Luckily, bag snatching or stolen phones or cash are usually the worst travelers should fear in Seville. Also, watch out for popular tourist scams like taxis charging too much or a picture scam where a person asks you to take a picture only to drop the camera once you return it and demand money for your trouble.
La Palma is a small island that belongs to the Canary group, a chain of Spanish islands off the coast of Morocco. It’s known for its spectacular, mountainous landscapes and mild climate throughout the year. It’s not as popular as the nearby Tenerife, Gran Canaria, or Lanzarote, but thousands of people head there every year to enjoy hiking trails and adventure sports.
Although the risk of falling a victim to crime, even petty, is very low anywhere on the island, La Palma is home to one of the most active volcanoes in Spain, Cumbre Vieja. The most recent eruption in 2021 ruined lots of homes and caused the evacuation of hundreds of tourists. There is also some evidence suggesting that there could be a potentially hazardous tsunami risk from eruptions in the future.
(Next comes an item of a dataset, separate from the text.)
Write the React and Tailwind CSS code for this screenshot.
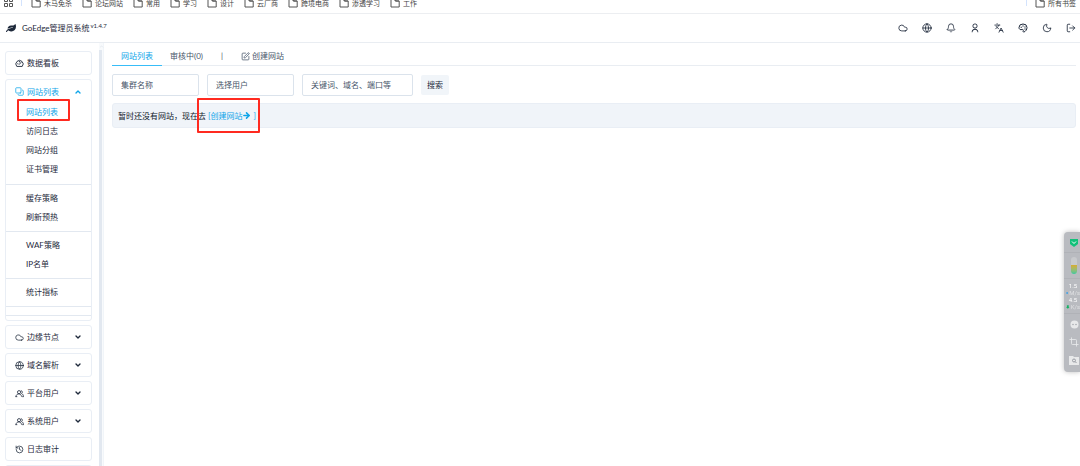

Luckily, volcano eruptions in La Palma are rare, so there is no need to worry about visiting this small Canary Island. You should just be sure to check the weather forecasts if you’re planning to hike there. Intense rains increase the risk of dangerous flash floods, especially in the autumn and the winter.
Most dangerous places in Spain – our verdict.
What are the most dangerous places in Spain? There actually aren’t many spots in this sun-soaked European country where you are at risk of serious trouble. Spain is generally very safe for tourists, with low levels of crime throughout the country.
One thing that you should watch out for is pickpocketing and other forms of theft. Barcelona is probably the worst place in the country for that, so keep a close eye on your belongings when exploring the Gothic Quarter and whatnot.
None of the seven destinations that we’ve listed here should be considered highly dangerous a la towns in Mexico, though, so there are no reasons why you should avoid them entirely on your travels.